In another part of the world in the 1750s, the arrival and early days in the Dutch colony Suriname were particularly difficult for the Linnaeus’ apostle Daniel Rolander (1723 or 1725-1793): a combination of heat, humidity, strong smells, insects buzzing, “dangerous animals” and a general feeling of uneasiness. Sleeping and getting some night rest was also extremely trying, at the same time as Rolander had to get used to sleeping in a hammock woven out of cotton. Yet that berth was thought considerably more comfortable in the constant heat than a warm bed. Overall, he frequently lingered in his journal on intense, pleasant, nauseating etc odours from plants in the tropical climate, he even was the naturalist – among the long-distance travellers – who most frequently referred to his sensory experience of odours, fragrance, smell or scent for almost each and every plants he came across. For instance on 24 December 1755 in Paramaribo: Cordia suaveolens… ‘I often took its branches, gathered in a bundle, to my room; their lovely odour was wonderfully refreshing. At night when I could not sleep, I would place these branches in the hammock, and before long, a gentle sleep would steal over me.’
The problem with heat and pungent smells were also mentioned by the apostle Daniel Solander’s (1733-1782) travel companion, Joseph Banks (1743-1820) in his travel journal, at a time when the company stayed in Batavia, the capital of the Dutch East Indies, (today Jakarta), on the homeward leg of James Cook’s (1728-1779) first voyage in 1770. Jasmine and other scented flowers were in great use for putting in between the bedclothes in this place, a method for improving the indoor air in the unhealthy city, from the Europeans’ viewpoint, and at the same time nourishing a hope that the flowers might be efficacious in preventing tropical diseases. Sensations of smell – be they pleasant fragrances, odours, or whenever reason arose for the quality of a commodity to be determined – that sense was important and many a time helped to clarify the travelling naturalists’ experiences.
Sources:
- Banks, Joseph, The Endeavour Journal of Joseph Banks – 1768-1771. Ed. by J. C. Beaglehole, 2 vol., Sydney 1963.
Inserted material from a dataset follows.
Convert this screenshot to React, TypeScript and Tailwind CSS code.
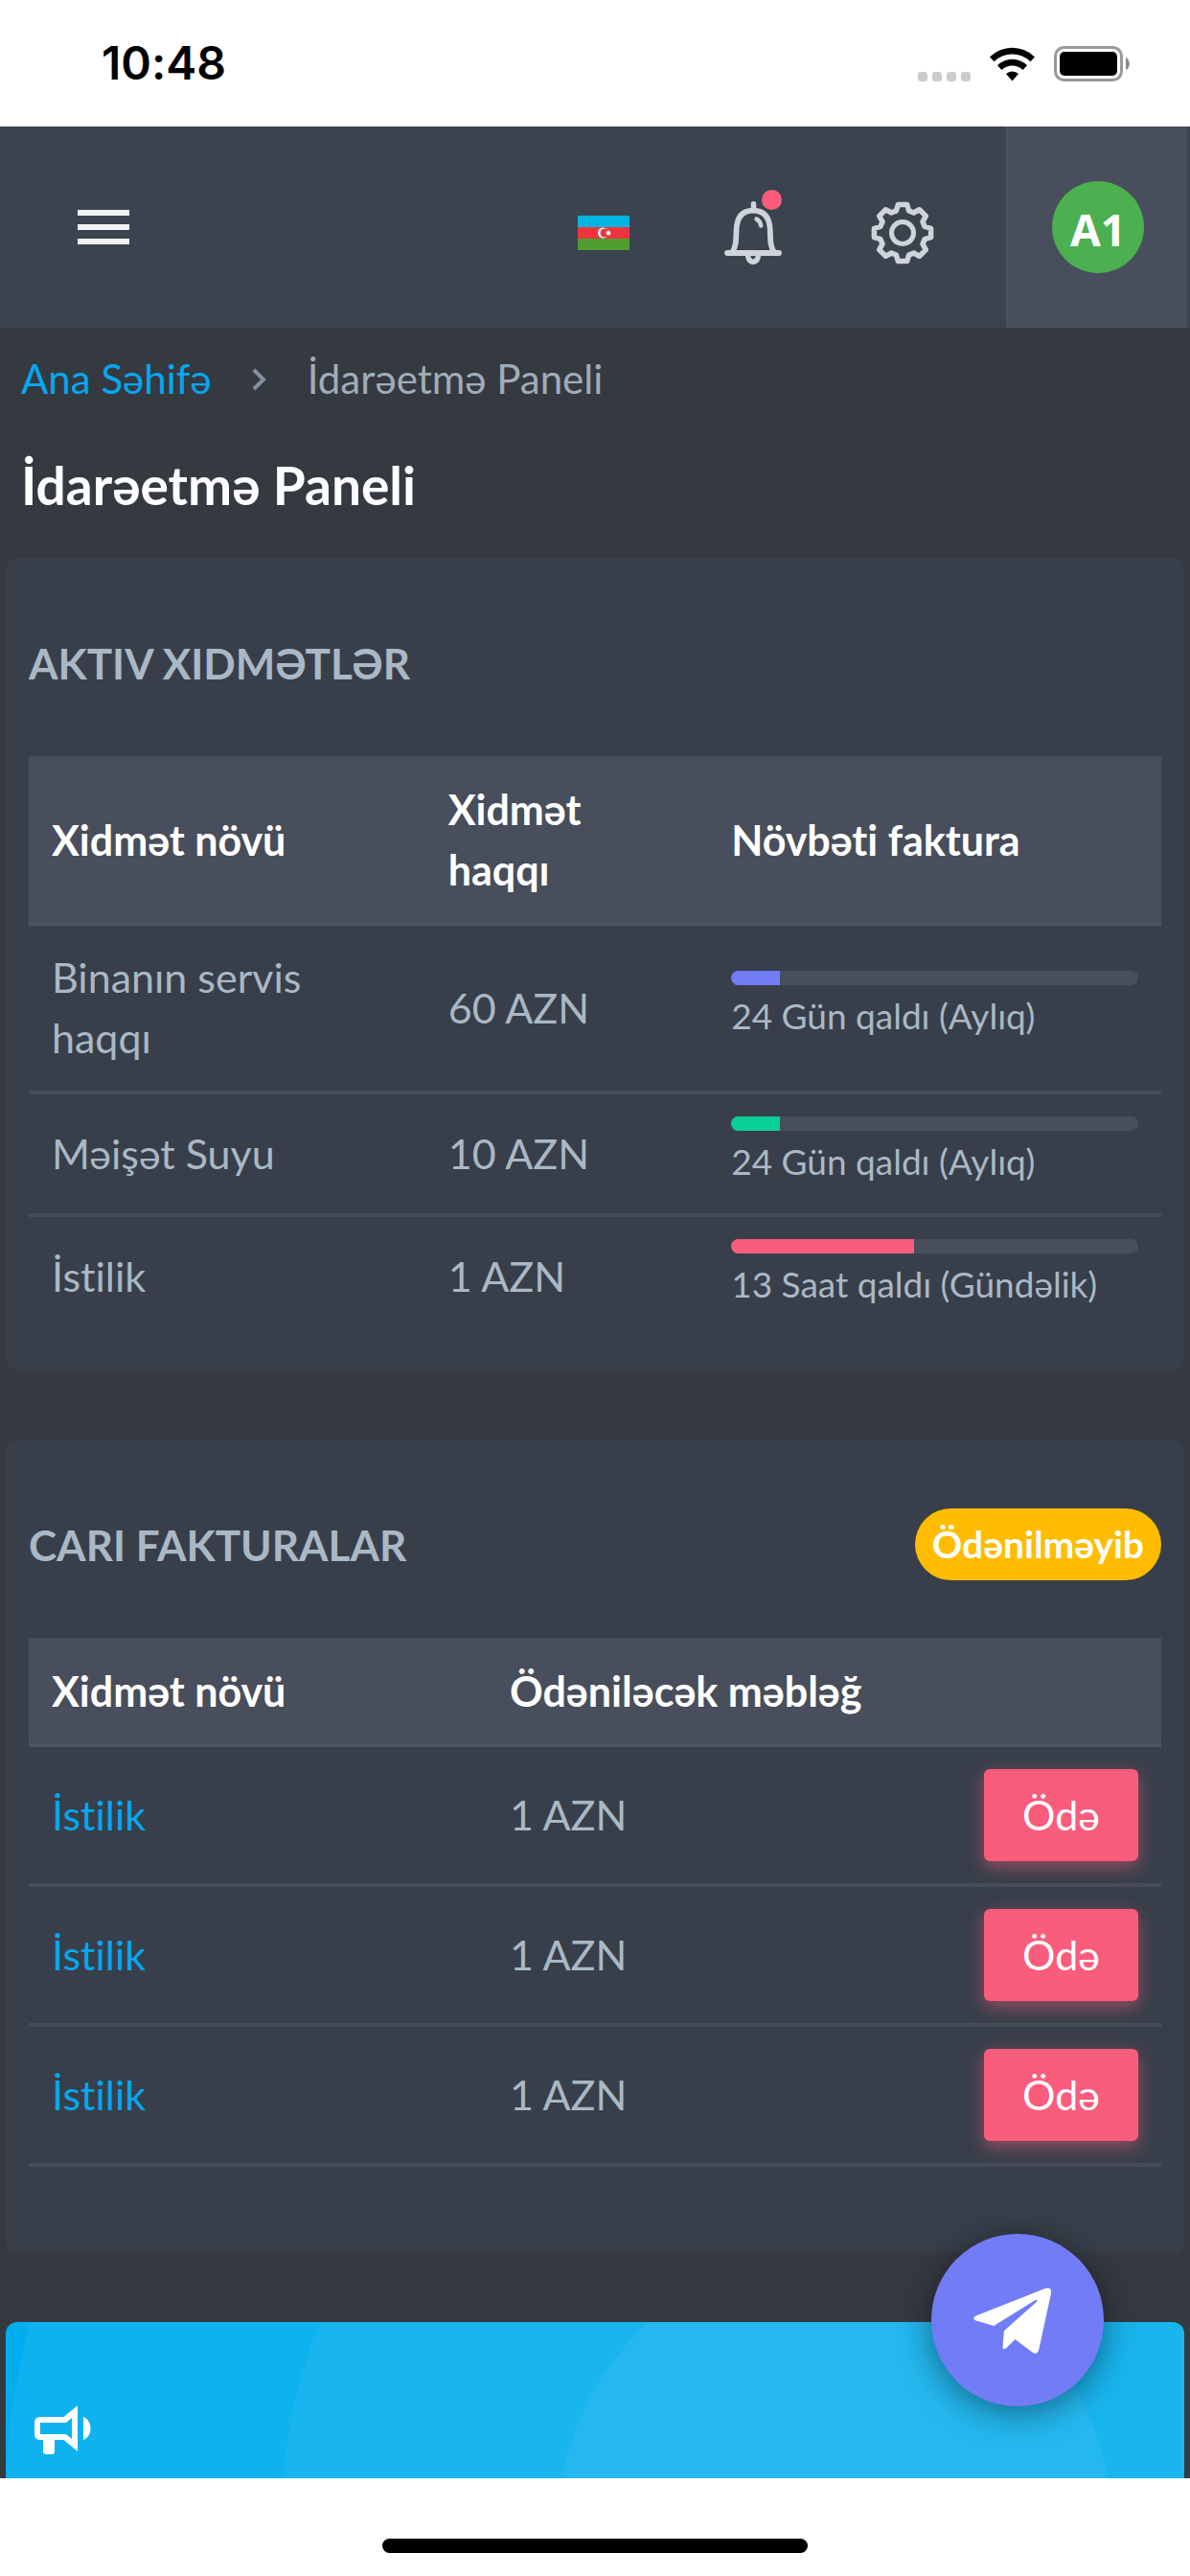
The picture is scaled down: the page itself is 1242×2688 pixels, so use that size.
import React from "react"

const services = [
  { name: "Binanın servis haqqı", fee: "60 AZN", left: "24 Gün qaldı (Aylıq)", percent: 12, color: "bg-[#727cf5]" },
  { name: "Məişət Suyu", fee: "10 AZN", left: "24 Gün qaldı (Aylıq)", percent: 12, color: "bg-[#0acf97]" },
  { name: "İstilik", fee: "1 AZN", left: "13 Saat qaldı (Gündəlik)", percent: 45, color: "bg-[#fa5c7c]" },
]

const invoices = [
  { id: 1, name: "İstilik", amount: "1 AZN" },
  { id: 2, name: "İstilik", amount: "1 AZN" },
  { id: 3, name: "İstilik", amount: "1 AZN" },
]

// outline of an eight-toothed gear around (33, 33)
const gearPoints = Array.from({ length: 8 }, (_, i) =>
  [
    [-16, 24],
    [-9, 30],
    [9, 30],
    [16, 24],
  ]
    .map(([offset, radius]) => {
      const angle = ((i * 45 + offset) * Math.PI) / 180
      return `${(33 + radius * Math.sin(angle)).toFixed(1)},${(33 - radius * Math.cos(angle)).toFixed(1)}`
    })
    .join(" ")
).join(" ")

const WifiIcon: React.FC = () => (
  <svg width="47" height="36" viewBox="0 0 47 36" aria-hidden="true">
    <path d="M0 10.5a33.5 33.5 0 0 1 47 0l-4.5 4.8a27 27 0 0 0-38 0z" />
    <path d="M8 19.2a22 22 0 0 1 31 0l-4.5 4.8a15.5 15.5 0 0 0-22 0z" />
    <path d="M17 28a9.5 9.5 0 0 1 13 0l-6.5 7.5z" />
  </svg>
)

const BatteryIcon: React.FC = () => (
  <svg width="80" height="37" viewBox="0 0 80 37" aria-hidden="true">
    <rect x="1.5" y="1.5" width="69" height="34" rx="9" fill="none" stroke="#999" strokeWidth="3" />
    <rect x="6" y="6" width="60" height="25" rx="5" />
    <path d="M75 12c5 2 5 11 0 13z" fill="#888" />
  </svg>
)

const FlagIcon: React.FC = () => (
  <svg width="54" height="36" viewBox="0 0 54 36" aria-hidden="true">
    <path fill="#00b5e2" d="M0 0h54v12H0z" />
    <path fill="#ef3340" d="M0 12h54v12H0z" />
    <path fill="#509e2f" d="M0 24h54v12H0z" />
    <circle cx="26.5" cy="18" r="5.5" fill="#fff" />
    <circle cx="28" cy="18" r="4.5" fill="#ef3340" />
    <path
      fill="#fff"
      d="M32 15l.7 1.4 1.5-.5-.5 1.5 1.3.6-1.3.7.5 1.5-1.5-.5L32 21l-.7-1.3-1.5.5.5-1.5L29 18l1.3-.6-.5-1.5 1.5.5z"
    />
  </svg>
)

const BellIcon: React.FC = () => (
  <svg width="60" height="66" viewBox="0 0 60 66" fill="none" stroke="#ced4da" strokeLinecap="round" aria-hidden="true">
    <path strokeWidth="5.5" d="M30.5 2.8V8" />
    <path
      strokeWidth="5.8"
      d="M8 53.5C12 48 12.3 42 12.5 31C12.8 17 18.5 9.7 30 9.7C41.5 9.7 47.5 17 47.8 31C48 42 48.3 48 52 53.5"
    />
    <path strokeWidth="5.8" d="M3 54h54" />
    <path strokeWidth="5.5" strokeLinecap="butt" d="M24.5 55c0 5 2 8.2 5.5 8.2s5.5-3.2 5.5-8.2" />
    <path strokeWidth="4.5" d="M33.5 18.5c2.7 1.5 4.3 4 4.7 7" />
  </svg>
)

const GearIcon: React.FC = () => (
  <svg width="66" height="66" viewBox="0 0 66 66" fill="none" stroke="#ced4da" strokeLinejoin="round" aria-hidden="true">
    <polygon strokeWidth="5.5" points={gearPoints} />
    <circle cx="33" cy="33" r="11.5" strokeWidth="5" />
  </svg>
)

const MegaphoneIcon: React.FC = () => (
  <svg width="59" height="51" viewBox="0 0 59 51" fill="#fff" aria-hidden="true">
    <path
      fillRule="evenodd"
      d="M6 12H30.5L45 0V48L30.5 36H6Q0 36 0 30V18Q0 12 6 12ZM6 18V30H33L39 35V13L33 18Z"
    />
    <path d="M9 34h12v14q0 3-3 3h-6q-3 0-3-3z" />
    <path d="M51 12c10 4 10 20 0 24z" />
  </svg>
)

const PlaneIcon: React.FC = () => (
  <svg width="81" height="69" viewBox="0 0 244 207" fill="#fff" aria-hidden="true">
    <path d="M6 89L227 2Q246-4 244 18L206 193Q201 213 186 204L131 162L103 190Q92 198 92 186L96 136L199 44Q204 37 195 39L64 120L6 103Q-5 96 6 89Z" />
  </svg>
)

const StatusBar: React.FC = () => (
  <div className="flex h-[132px] items-center bg-white pr-[62px] pl-[106px] text-black">
    <time className="font-['Inter',sans-serif] text-5xl leading-none font-semibold">10:48</time>
    <div className="ml-auto flex items-end gap-5">
      <div className="flex gap-[5px]">
        <span className="size-2.5 rounded-[3px] bg-[#ccc]"></span>
        <span className="size-2.5 rounded-[3px] bg-[#ccc]"></span>
        <span className="size-2.5 rounded-[3px] bg-[#ccc]"></span>
        <span className="size-2.5 rounded-[3px] bg-[#ccc]"></span>
      </div>
      <WifiIcon />
      <BatteryIcon />
    </div>
  </div>
)

const TopBar: React.FC = () => (
  <header className="flex h-[210px] items-center bg-[#3b444e] pr-[3px] pl-[81px]">
    <button type="button" aria-label="Menyu" className="flex flex-col gap-[9px]">
      <span className="h-1.5 w-[54px] bg-[#f1f1f1]"></span>
      <span className="h-1.5 w-[54px] bg-[#f1f1f1]"></span>
      <span className="h-1.5 w-[54px] bg-[#f1f1f1]"></span>
    </button>
    <div className="ml-auto flex items-center pt-3">
      <button type="button" aria-label="Dil" className="mr-[99px]">
        <FlagIcon />
      </button>
      <button type="button" aria-label="Bildirişlər" className="relative mr-[93px]">
        <BellIcon />
        <span className="absolute -top-3 right-0 size-[21px] rounded-full bg-[#fa5c7c]"></span>
      </button>
      <button type="button" aria-label="Parametrlər" className="mr-[75px]">
        <GearIcon />
      </button>
    </div>
    <button
      type="button"
      className="flex w-[189px] items-center justify-center self-stretch border-l-[3px] border-[#4b535f] bg-[#484e5c]"
    >
      <span className="flex size-24 items-center justify-center rounded-full bg-[#4caf50] pt-1 font-['Noto_Sans',sans-serif] text-[46px] leading-none font-bold text-white">
        A1
      </span>
    </button>
  </header>
)

const Card: React.FC<{ title: string; badge?: string; className: string; children: React.ReactNode }> = ({
  title,
  badge,
  className,
  children,
}) => (
  <section className={`mx-1.5 rounded-xl bg-[#383f4a] px-6 pt-[72px] ${className}`}>
    <div className="mb-[60px] flex h-[75px] items-center justify-between">
      <h2 className="text-[44px] leading-none font-bold">{title}</h2>
      {badge && (
        <span className="rounded-full bg-[#ffbc00] px-[18px] text-[39px] leading-[75px] font-bold text-white">{badge}</span>
      )}
    </div>
    {children}
  </section>
)

const Th: React.FC<{ className?: string; children?: React.ReactNode }> = ({ className = "", children }) => (
  <th className={`border-b-4 border-[#4c5460] bg-[#484e5b] px-6 pt-6 pb-[23px] text-left font-bold text-white ${className}`}>
    {children}
  </th>
)

const ServicesTable: React.FC = () => (
  <table className="w-full table-fixed border-separate border-spacing-0 text-[43px] leading-[63px]">
    <thead>
      <tr>
        <Th className="w-[35%]">Xidmət növü</Th>
        <Th className="w-[25%]">
          <span className="block max-w-[200px]">Xidmət haqqı</span>
        </Th>
        <Th className="w-[40%]">Növbəti faktura</Th>
      </tr>
    </thead>
    <tbody className="[&>tr:not(:last-child)>td]:border-b-4">
      {services.map((service) => (
        <tr key={service.name}>
          <td className="border-[#464d59] px-6 pt-[22px] pb-6">
            <span className="block max-w-[300px]">{service.name}</span>
          </td>
          <td className="border-[#464d59] px-6 pt-[22px] pb-6">{service.fee}</td>
          <td className="border-[#464d59] px-6 py-[23px]">
            <div className="h-[15px] overflow-hidden rounded-full bg-[#484e5b]">
              <div className={`h-full ${service.color}`} style={{ width: `${service.percent}%` }}></div>
            </div>
            <small className="block text-[37px]">{service.left}</small>
          </td>
        </tr>
      ))}
    </tbody>
  </table>
)

const InvoicesTable: React.FC = () => (
  <table className="w-full table-fixed border-separate border-spacing-0 text-[43px] leading-[63px]">
    <thead>
      <tr>
        <Th className="w-[478px]">Xidmət növü</Th>
        <Th>Ödəniləcək məbləğ</Th>
        <Th className="w-[209px]" />
      </tr>
    </thead>
    <tbody>
      {invoices.map((invoice) => (
        <tr key={invoice.id}>
          <td className="border-b-4 border-[#464d59] px-6 pt-[22px] pb-6">
            <a href="#" className="text-[#02a8f0]">
              {invoice.name}
            </a>
          </td>
          <td className="border-b-4 border-[#464d59] px-6 pt-[22px] pb-6">{invoice.amount}</td>
          <td className="border-b-4 border-[#464d59] px-6 py-[23px]">
            <button
              type="button"
              className="block w-full rounded-md bg-[#fa5c7c] pt-4 pb-[17px] text-white shadow-[0_6px_18px_rgba(250,92,124,0.5)]"
            >
              Ödə
            </button>
          </td>
        </tr>
      ))}
    </tbody>
  </table>
)

const Announcement: React.FC = () => (
  <section className="relative mx-1.5 mt-[72px] min-h-[162px] flex-1 overflow-hidden rounded-t-xl bg-[#00aeef] px-[30px] pt-[87px]">
    <svg
      className="absolute inset-0 h-full w-full"
      viewBox="0 0 1230 162"
      preserveAspectRatio="xMidYMin slice"
      fill="#fff"
      fillOpacity="0.05"
      aria-hidden="true"
    >
      <circle cx="864" cy="212" r="862" />
      <circle cx="864" cy="212" r="575" />
      <circle cx="864" cy="212" r="287" />
    </svg>
    <div className="relative">
      <MegaphoneIcon />
    </div>
  </section>
)

export default function App() {
  return (
    <div className="flex min-h-screen flex-col bg-[#353a41] font-['Lato','Noto_Sans',sans-serif] text-[#aab8c5] [font-variant-ligatures:none]">
      <StatusBar />
      <TopBar />
      <main className="relative flex flex-1 flex-col">
        <nav className="flex items-center px-[22px] pt-[22px] text-[42px] leading-[63px]">
          <a href="#" className="text-[#02a8f0]">
            Ana Səhifə
          </a>
          <svg
            className="mx-[42px]"
            width="16"
            height="24"
            viewBox="0 0 16 24"
            fill="none"
            stroke="#8391a2"
            strokeWidth="4"
            aria-hidden="true"
          >
            <path d="M2 2l10 10L2 22" />
          </svg>
          <span className="text-[#a1acb9]">İdarəetmə Paneli</span>
        </nav>
        <h1 className="mt-[42px] mb-[38px] px-[22px] text-[55px] leading-[75px] font-bold text-white">İdarəetmə Paneli</h1>
        <Card title="AKTIV XIDMƏTLƏR" className="pb-9">
          <ServicesTable />
        </Card>
        <Card title="CARI FAKTURALAR" badge="Ödənilməyib" className="mt-[72px] pb-[90px]">
          <InvoicesTable />
        </Card>
        <Announcement />
        <button
          type="button"
          aria-label="Telegram"
          className="absolute right-[90px] bottom-[75px] flex size-[180px] items-center justify-center rounded-full bg-[#727cf5] pr-3 shadow-[0_6px_36px_rgba(0,0,0,0.45)]"
        >
          <PlaneIcon />
        </button>
      </main>
      <footer className="flex h-[102px] items-end justify-center bg-white pb-6">
        <div className="h-[15px] w-[444px] rounded-full bg-black"></div>
      </footer>
    </div>
  )
}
- Hansen, Lars ed., The Linnaeus Apostles – Global Science & Adventure, 8 volumes, London & Whitby 2007-2012 (Vol. Three: Pehr Kalm & Daniel Rolander’s journals. | Vol. Seven: Pehr Osbeck’s journal).
- Hansen, Viveka, Textilia Linnaeana – Global 18th Century Textile Traditions & Trade, London 2017 (pp. 70, 221 & 293-300).
- Kalm, Pehr, Wästgötha och Bohusländska resa 1742, Stockholm 1977.
- Linnaeus, Carl, Carl Linnæi ... Öländska och Gothländska resa, åhr 1741..., Stockholm & Upsala 1745.
- Linnaeus, Carl, Wästgötaresa…förrättad åhr 1746..., Stockholm 1747.
- Linnaeus, Carl, Skånska resa…förrättad år 1749..., Stockholm 1751.
- Osbeck, Pehr, Dagbok Öfwer en Ostindisk Resa, Åren 1750, 1751, 1752…, Stockholm 1757.
- Osbeck, Peter [Pehr], A Voyage to China and the East Indies, 2 vol., London 1771.
- The National Archive (Riksarkivet), Stockholm, Sweden. ‘Kommerskollegium Kammarkontoret’, Sample book with wool- and fabric samples, 1754 (research visit in 2014).